In addition, as the state noted, appellant's offenses also would have been admissible to show a common plan. The closer the relationship between a prior act and the charged act in "time, place, or modus operandi," the greater the prior act's relevance as evidence of a common plan. State v. Ness, 707 N.W.2d 676, 688-89 (Minn. 2006). The acts need not be identical, but should be markedly similar. Id. Here, the record demonstrates a common plan: appellant sold the same substance in a similar location by a similar method to the same buyer, all within a relatively short period of time. In sum, the offenses were relevant and material to each other.

We also note that, in addition to the grounds raised by the parties and the district court, each offense would have been admissible to show appellant's opportunity to conduct the other sales. Each offense demonstrates that appellant had the means to commit the other offenses, in terms of appellant being acquainted with the CI, residing in the location of the sales, and possessing methamphetamine. See State v. Kinyon, 302 N.W.2d 27, 28 (Minn. 1981) (stating that defendant had opportunity to commit crime by his presence in home).

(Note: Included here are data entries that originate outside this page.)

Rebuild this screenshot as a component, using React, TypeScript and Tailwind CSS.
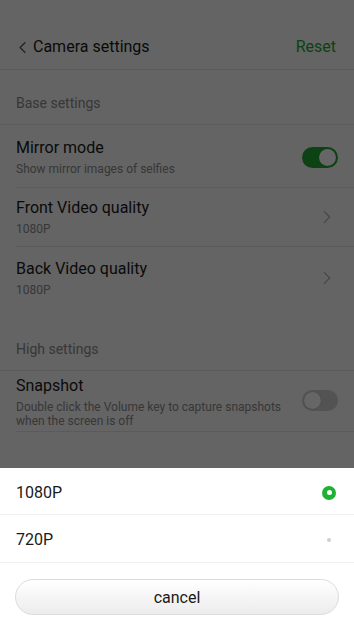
import { ChevronLeft, ChevronRight } from "lucide-react";

function Toggle({ on }: { on: boolean }) {
  return (
    <div
      className={
        on
          ? "flex h-[21px] w-[36px] items-center justify-end rounded-full bg-[#1fa533] p-[2px]"
          : "flex h-[21px] w-[36px] items-center justify-start rounded-full bg-[#cfcfcf] p-[2px]"
      }
    >
      <div className="h-[17px] w-[17px] rounded-full bg-white shadow-[0_0_1px_rgba(0,0,0,0.3)]" />
    </div>
  );
}

function SectionLabel({ text, className }: { text: string; className: string }) {
  return (
    <div className={"flex items-end border-b border-[#e3e3e3] px-4 text-[14px] text-[#8a8a8a] " + className}>
      {text}
    </div>
  );
}

function Row({
  title,
  sub,
  right,
  className,
}: {
  title: string;
  sub: React.ReactNode;
  right: React.ReactNode;
  className: string;
}) {
  return (
    <div className={"ml-4 flex items-center border-b border-[#e3e3e3] pr-4 " + className}>
      <div className="flex-1">
        <div className="text-[16px] leading-[20px] text-[#1a1a1a]">{title}</div>
        <div className="mt-[4px] text-[12px] leading-[14px] text-[#8a8a8a]">{sub}</div>
      </div>
      {right}
    </div>
  );
}

export default function App() {
  return (
    <div className="relative h-[630px] w-[354px] overflow-hidden bg-[#fafafa] font-['Roboto',sans-serif]">
      <div className="flex h-[70px] items-center border-b border-[#e0e0e0] pt-[25px] pl-[13px] pr-[18px]">
        <ChevronLeft className="h-[19px] w-[19px] text-[#555]" strokeWidth={1.6} />
        <span className="ml-[1px] flex-1 text-[16px] text-[#1a1a1a]">Camera settings</span>
        <span className="text-[16px] text-[#1ca533]">Reset</span>
      </div>

      <SectionLabel text="Base settings" className="h-[55px] pb-[10px]" />

      <Row
        title="Mirror mode"
        sub="Show mirror images of selfies"
        right={<Toggle on />}
        className="h-[63px] pt-[2px]"
      />
      <Row
        title="Front Video quality"
        sub="1080P"
        right={<ChevronRight className="h-[22px] w-[22px] text-[#b5b5b5]" strokeWidth={1.3} />}
        className="h-[59px]"
      />
      <Row
        title="Back Video quality"
        sub="1080P"
        right={<ChevronRight className="h-[22px] w-[22px] text-[#b5b5b5]" strokeWidth={1.3} />}
        className="h-[61px] border-b-0"
      />

      <SectionLabel text="High settings" className="h-[63px] pb-[10px]" />

      <Row
        title="Snapshot"
        sub={
          <>
            Double click the Volume key to capture snapshots
            <br />
            when the screen is off
          </>
        }
        right={<Toggle on={false} />}
        className="h-[61px] items-start pt-[5px] [&>div:last-child]:mt-[14px] [&_br+*]:mt-0"
      />

      <div className="absolute inset-0 bg-black/60" />

      <div className="absolute inset-x-0 bottom-0 h-[162px] bg-white">
        <div className="flex h-[47px] items-center justify-between border-b border-[#f0f0f0] px-4 pt-[3px]">
          <span className="text-[16px] text-[#1a1a1a]">1080P</span>
          <span className="mr-[2px] flex h-[14px] w-[14px] items-center justify-center rounded-full bg-[#1fb232]">
            <span className="h-[5px] w-[5px] rounded-full bg-white" />
          </span>
        </div>
        <div className="flex h-[48px] items-center justify-between border-b border-[#f0f0f0] px-4 pt-[3px]">
          <span className="text-[16px] text-[#1a1a1a]">720P</span>
          <span className="mr-[7px] h-[4px] w-[4px] rounded-full bg-[#cfcfcf]" />
        </div>
        <div className="px-[15px] pt-[16px]">
          <button className="flex h-[36px] w-full items-center justify-center rounded-full border border-[#dcdcdc] bg-gradient-to-b from-white to-[#ececec] pt-[1px] text-[16px] text-[#1a1a1a]">
            cancel
          </button>
        </div>
      </div>
    </div>
  );
}
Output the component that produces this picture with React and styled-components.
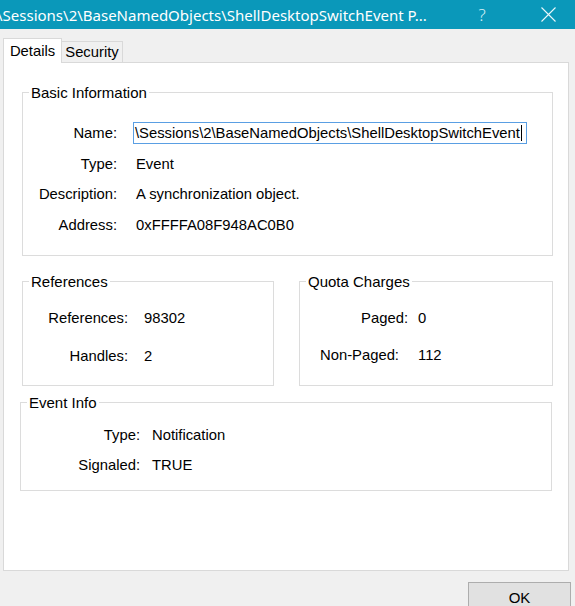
import React from 'react';
import styled, { createGlobalStyle } from 'styled-components';

const Global = createGlobalStyle`
  html, body { margin: 0; padding: 0; background: #f0f0f0; overflow: hidden; }
  body { font-family: "Liberation Sans", Arial, sans-serif; color: #000; }
`;

const Window = styled.div`
  width: 575px;
  height: 606px;
  display: flex;
  flex-direction: column;
  background: #f0f0f0;
  overflow: hidden;
  & > * { flex: none; }
`;

const TitleBar = styled.div`
  height: 29px;
  display: flex;
  align-items: center;
  padding-right: 4px;
  background: #0a98ba;
  color: #fff;
  font-family: "Noto Sans", "Open Sans", sans-serif;
  font-size: 15px;
`;

const Title = styled.div`
  flex: 1;
  min-width: 0;
  margin-left: -3px;
  white-space: nowrap;
  overflow: hidden;
`;

const TitleButton = styled.div`
  width: 46px;
  height: 100%;
  display: flex;
  align-items: center;
  justify-content: center;
  margin-right: ${p => p.$gap || 0}px;
  font-size: 17px;
  font-weight: 300;
  color: #d8f0f6;
`;

const TabStrip = styled.div`
  position: relative;
  z-index: 2;
  display: flex;
  align-items: flex-end;
  height: 25px;
  padding: 9px 0 0 3px;
`;

const Tab = styled.div`
  box-sizing: border-box;
  display: flex;
  align-items: center;
  justify-content: center;
  font-size: 14.8px;
  border: 1px solid #d9d9d9;
  border-bottom: none;
  width: ${p => (p.$active ? 59 : 62)}px;
  height: ${p => (p.$active ? 25 : 21)}px;
  margin-bottom: ${p => (p.$active ? 0 : 1)}px;
  margin-left: ${p => (p.$active ? 0 : -1)}px;
  background: ${p => (p.$active ? '#fff' : '#f0f0f0')};
  position: relative;
  z-index: ${p => (p.$active ? 1 : 0)};
`;

const Panel = styled.div`
  position: relative;
  z-index: 1;
  box-sizing: border-box;
  width: 566px;
  height: 509px;
  margin: -1px 0 0 3px;
  padding: 20px 0 0 18px;
  background: #fff;
  border: 1px solid #d9d9d9;
  display: flex;
  flex-direction: column;
`;

const Group = styled.fieldset`
  box-sizing: border-box;
  flex: none;
  margin: ${p => p.$mt || 0}px 0 0 ${p => p.$ml || 0}px;
  min-width: 0;
  width: ${p => p.$w}px;
  border: 1px solid #dcdcdc;
  padding: ${p => p.$pt}px 0 ${p => p.$pb}px 0;
`;

const Legend = styled.legend`
  margin-left: 6px;
  padding: 0 2px;
  font-size: 15px;
  line-height: 19px;
`;

const Pair = styled.div`
  display: flex;
  gap: 25px;
  margin-top: 16px;
`;

const Fields = styled.div`
  display: grid;
  grid-template-columns: ${p => p.$label}px auto;
  column-gap: ${p => p.$gap}px;
  row-gap: ${p => p.$rowGap}px;
  grid-auto-rows: 22px;
  align-items: center;
  font-size: 14.8px;
`;

const Label = styled.div`
  text-align: right;
  white-space: nowrap;
  padding-right: ${p => p.$pr || 0}px;
`;

const Value = styled.div`
  white-space: nowrap;
`;

const TextField = styled.div`
  box-sizing: border-box;
  width: 394px;
  height: 22px;
  margin-left: -3px;
  padding-left: 1px;
  border: 1px solid #5a9fe3;
  display: flex;
  align-items: center;
  white-space: nowrap;
`;

const Caret = styled.span`
  display: inline-block;
  width: 1px;
  height: 16px;
  margin-left: 1px;
  background: #000;
`;

const ButtonRow = styled.div`
  display: flex;
  justify-content: flex-end;
  padding-right: 4px;
  margin-top: 11px;
`;

const Button = styled.div`
  box-sizing: border-box;
  width: 103px;
  height: 30px;
  flex: none;
  display: flex;
  align-items: center;
  justify-content: center;
  background: #e1e1e1;
  border: 1px solid #adadad;
  font-size: 15px;
`;

export default function App() {
  return (
    <Window>
      <Global />
      <TitleBar>
        <Title>\Sessions\2\BaseNamedObjects\ShellDesktopSwitchEvent P...</Title>
        <TitleButton $gap={20}>?</TitleButton>
        <TitleButton>
          <svg width="15" height="15" viewBox="0 0 15 15">
            <path d="M0.5 0.5 L14.5 14.5 M14.5 0.5 L0.5 14.5" stroke="#eaf7fa" strokeWidth="1.1" fill="none" />
          </svg>
        </TitleButton>
      </TitleBar>

      <TabStrip>
        <Tab $active>Details</Tab>
        <Tab>Security</Tab>
      </TabStrip>

      <Panel>
        <Group $w={531} $pt={20} $pb={19.5}>
          <Legend>Basic Information</Legend>
          <Fields $label={94} $gap={19} $rowGap={8.5}>
            <Label>Name:</Label>
            <TextField>
              \Sessions\2\BaseNamedObjects\ShellDesktopSwitchEvent
              <Caret />
            </TextField>
            <Label>Type:</Label>
            <Value>Event</Value>
            <Label>Description:</Label>
            <Value>A synchronization object.</Value>
            <Label>Address:</Label>
            <Value>0xFFFFA08F948AC0B0</Value>
          </Fields>
        </Group>

        <Pair>
          <Group $w={252} $pt={16} $pb={18}>
            <Legend>References</Legend>
            <Fields $label={105} $gap={16} $rowGap={16}>
              <Label>References:</Label>
              <Value>98302</Value>
              <Label>Handles:</Label>
              <Value>2</Value>
            </Fields>
          </Group>
          <Group $w={254} $pt={16} $pb={18}>
            <Legend>Quota Charges</Legend>
            <Fields $label={108} $gap={10} $rowGap={15}>
              <Label>Paged:</Label>
              <Value>0</Value>
              <Label $pr={9}>Non-Paged:</Label>
              <Value>112</Value>
            </Fields>
          </Group>
        </Pair>

        <Group $w={532} $ml={-2} $mt={7} $pt={12} $pb={14}>
          <Legend>Event Info</Legend>
          <Fields $label={119} $gap={12} $rowGap={8}>
            <Label>Type:</Label>
            <Value>Notification</Value>
            <Label>Signaled:</Label>
            <Value>TRUE</Value>
          </Fields>
        </Group>
      </Panel>

      <ButtonRow>
        <Button>OK</Button>
      </ButtonRow>
    </Window>
  );
}
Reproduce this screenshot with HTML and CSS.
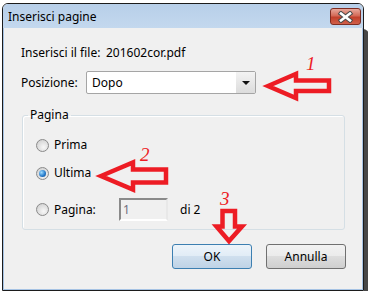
FILE: index.html
```html
<!DOCTYPE html>
<html lang="it">
<head>
  <meta charset="UTF-8">
  <title>Inserisci pagine</title>
  <link rel="stylesheet" href="styles.css">
</head>
<body>
  <div class="window">
    <div class="titlebar">
      <span class="title">Inserisci pagine</span>
      <button class="close">
        <svg width="17" height="12" viewBox="0 0 17 12">
          <path d="M4 2.5 L13 9.5 M13 2.5 L4 9.5" stroke="#4a4a4a" stroke-width="4.6" stroke-linecap="square"/>
          <path d="M4 2.5 L13 9.5 M13 2.5 L4 9.5" stroke="#fff" stroke-width="2.6" stroke-linecap="square"/>
        </svg>
      </button>
    </div>
    <div class="client">
      <div class="row file-row">
        <span class="label">Inserisci il file:</span>
        <span>201602cor.pdf</span>
      </div>
      <div class="row pos-row">
        <span class="label short">Posizione:</span>
        <div class="combo">
          <span class="combo-text">Dopo</span>
          <span class="drop"><span class="caret"></span></span>
        </div>
      </div>

      <fieldset class="group">
        <legend>Pagina</legend>
        <div class="opt first"><span class="radio"></span>Prima</div>
        <div class="opt"><span class="radio checked"></span>Ultima</div>
        <div class="opt page-opt">
          <span class="radio"></span>
          <span class="page-label">Pagina:</span>
          <span class="pagebox">1</span>
          <span class="of">di 2</span>
        </div>
      </fieldset>

      <div class="buttons">
        <button class="btn ok">OK</button>
        <button class="btn">Annulla</button>
      </div>
    </div>
  </div>

  <!-- red hand-drawn annotations over the dialog -->
  <svg class="marks" width="368" height="296" viewBox="0 0 368 296">
    <g fill="none" stroke="#ed1c24" stroke-width="4.5" stroke-linejoin="miter">
      <path d="M268 86 L296 74 L296 80.5 L329 80.5 L329 91 L296 91 L296 98 Z"/>
      <path d="M101 176 L133 162.5 L133 169.5 L166 169.5 L166 182.5 L133 182.5 L133 189.5 Z"/>
      <path d="M222.5 211 L235 211 L235 226.5 L242 226.5 L229 241 L216.5 226.5 L222.5 226.5 Z"/>
    </g>
    <g class="nums" fill="#ed1c24">
      <text x="306" y="70">1</text>
      <text x="140" y="161">2</text>
      <text x="220" y="205">3</text>
    </g>
  </svg>
</body>
</html>
```

FILE: styles.css
```css
body {
  margin: 0;
  padding: 3px 0 0 2px;
  background: #fff;
  font-family: "Noto Sans", "Open Sans", sans-serif;
  font-size: 12px;
  color: #000;
}
.window {
  width: 360px;
  border: 1px solid #1c1c1c;
  border-radius: 6px 6px 0 0;
  box-shadow: 5px 26px 0 #474747;
}
.titlebar {
  display: flex;
  align-items: flex-start;
  justify-content: space-between;
  height: 24px;
  padding: 0 2px 0 5px;
  border-radius: 5px 5px 0 0;
  background: linear-gradient(#b7cfe9, #c3d8ee);
}
.title {
  line-height: 26px;
  font-size: 12px;
}
.close {
  width: 31px;
  height: 17px;
  margin-top: 4px;
  padding: 0;
  display: flex;
  align-items: center;
  justify-content: center;
  border: 1px solid #7f2d22;
  border-radius: 3px;
  background: linear-gradient(#e8a89c, #d46a57 45%, #c2402b 55%, #d0604a);
}
.client {
  height: 261px;
  border: 1px solid #a6c3e4;
  border-top: none;
  background: #f0f0f0;
  padding-left: 17px;
}
.row {
  display: flex;
  align-items: center;
  line-height: 16px;
}
.file-row {
  padding-top: 17px;
}
.label {
  width: 85px;
}
.label.short {
  width: 65px;
}
.pos-row {
  margin-top: 10px;
}
.combo {
  display: flex;
  width: 168px;
  height: 21px;
  border: 1px solid #a5a5a5;
  border-radius: 2px;
  background: #fff;
}
.combo-text {
  flex: 1;
  padding-left: 5px;
  line-height: 21px;
}
.drop {
  width: 19px;
  display: flex;
  align-items: center;
  justify-content: center;
  background: linear-gradient(#f3f3f3, #dcdcdc);
}
.caret {
  width: 0;
  height: 0;
  border-left: 4px solid transparent;
  border-right: 4px solid transparent;
  border-top: 4px solid #111;
}
.group {
  width: 321px;
  margin: 13px 0 0 1px;
  padding: 0 0 8px 0;
  border: 1px solid #d5dfe5;
  border-radius: 3px;
  box-shadow: inset 1px 1px 0 #fff;
}
.group legend {
  margin-left: 5px;
  padding: 0 2px;
  line-height: 16px;
}
.opt {
  display: flex;
  align-items: center;
  margin-left: 13px;
  margin-top: 12px;
  line-height: 16px;
}
.opt.first {
  margin-top: 14px;
}
.opt.page-opt {
  margin-top: 17px;
}
.radio {
  position: relative;
  width: 11px;
  height: 11px;
  margin-right: 5px;
  border: 1px solid #8a8a8a;
  border-radius: 50%;
  background: radial-gradient(circle at 60% 65%, #f8f8f8, #dcdcdc 60%, #c8c8c8);
}
.radio.checked::after {
  content: "";
  position: absolute;
  left: 2px;
  top: 2px;
  width: 7px;
  height: 7px;
  border-radius: 50%;
  background: radial-gradient(circle at 35% 35%, #9fdcff, #2a7fce 55%, #0b3f80);
}
.page-label {
  width: 65px;
}
.pagebox {
  width: 43px;
  height: 19px;
  padding-left: 2px;
  border: 2px solid;
  border-color: #8a8a8a #e8e8e8 #fff #8a8a8a;
  line-height: 19px;
  color: #6f6f7f;
  background: #f0f0f0;
}
.of {
  margin-left: 12px;
}
.buttons {
  display: flex;
  justify-content: flex-end;
  gap: 14px;
  margin-top: 14px;
  padding-right: 16px;
}
.btn {
  width: 80px;
  height: 25px;
  padding: 0;
  font-family: inherit;
  font-size: 12px;
  color: #000;
  border: 1px solid #707070;
  border-radius: 3px;
  background: linear-gradient(#f2f2f2, #ebebeb 49%, #dddddd 50%, #cfcfcf);
}
.btn.ok {
  border-color: #3c7fb1;
  background: linear-gradient(#edf4fa, #e1ecf6 49%, #cfdfee 50%, #bfd3e6);
}
.marks {
  position: absolute;
  left: 0;
  top: 0;
  pointer-events: none;
}
.nums {
  font-family: "Liberation Serif", serif;
  font-style: italic;
  font-size: 19px;
}
```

Third, the risk of unfair prejudice must not substantially outweigh the probative value of the evidence of each offense. Ross, 732 N.W.2d at 282; Minn. R. Evid. 403. "Unfair prejudice under rule 403 is not merely damaging evidence, even severely damaging evidence; rather, unfair prejudice is evidence that persuades by illegitimate means, giving one party an unfair advantage." State v. Schulz, 691 N.W.2d 474, 478 (Minn. 2005). The probative value of evidence depends on the "closeness of the relationship between the other crimes and the charged crimes in terms of time, place and modus operandi." Profit, 591 N.W.2d at 461. Probative evidence should be admitted unless its tendency to persuade by illegitimate means overwhelms its probative value. Schulz, 691 N.W.2d at 478-79.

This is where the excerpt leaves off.